The LAWMA enabling Law contained several empowerment clauses which, the Board needed to tap into. With the finding that RCPs were not deterred by public policy persecution, and with the hindsight of trust the households had in them, they should have been considered a ready manpower block to tackle refuse evacuation. They could be organised, trained, registered and equipped for refuse evacuation from the homes into neighbourhood loading centres from where PSP trucks would load. This would curtail the waste of PSP plant time in the epileptic journey around homes.

The rewarding system for reformed RCP operations should be such that the operators would not be paid any money by the households. They should, instead, be reimbursed at the loading centres to the tune of weighted and recorded amount of sourced refuse brought in. The payment period could be weekly or any stretch of time considered equitable enough to create an atmosphere of dignified, salaried workmanship. The PSP operators and other WCOs too should not enjoy any blanket contract sum but be paid based on the weighted and recorded amount of refuse they deposited at mega landfills from the transfer zonal centres. These add up to ‘refuse for sale’ approach to mitigate upstream evacuation problems. The overall funding would come from the normal monthly billings on the households by LAWMA.

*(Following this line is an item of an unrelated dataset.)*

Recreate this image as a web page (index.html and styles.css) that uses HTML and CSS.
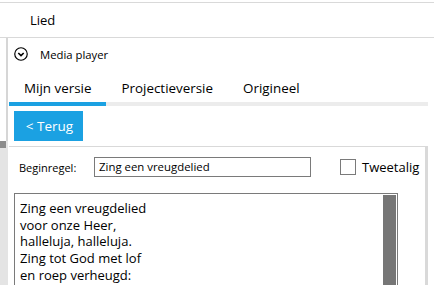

In this approach, there would be three levels in solid waste transfer; from homes (upstream), transfer center (Mid-stream) and unto landfills (downstream). Specific measures could then be integrated for efficacy of each level. The oragnisation, training and engagement of the RCPs would provide employment for teaming number of small-scale private sector willing operators who could also form another local income tax base for the government. The regularisation of the RCPs would eliminate the extortion by local government officials and accord RCPs human dignity in employment. Again, corruption in the form refuse round-tripping would have to be guarded against in the operations.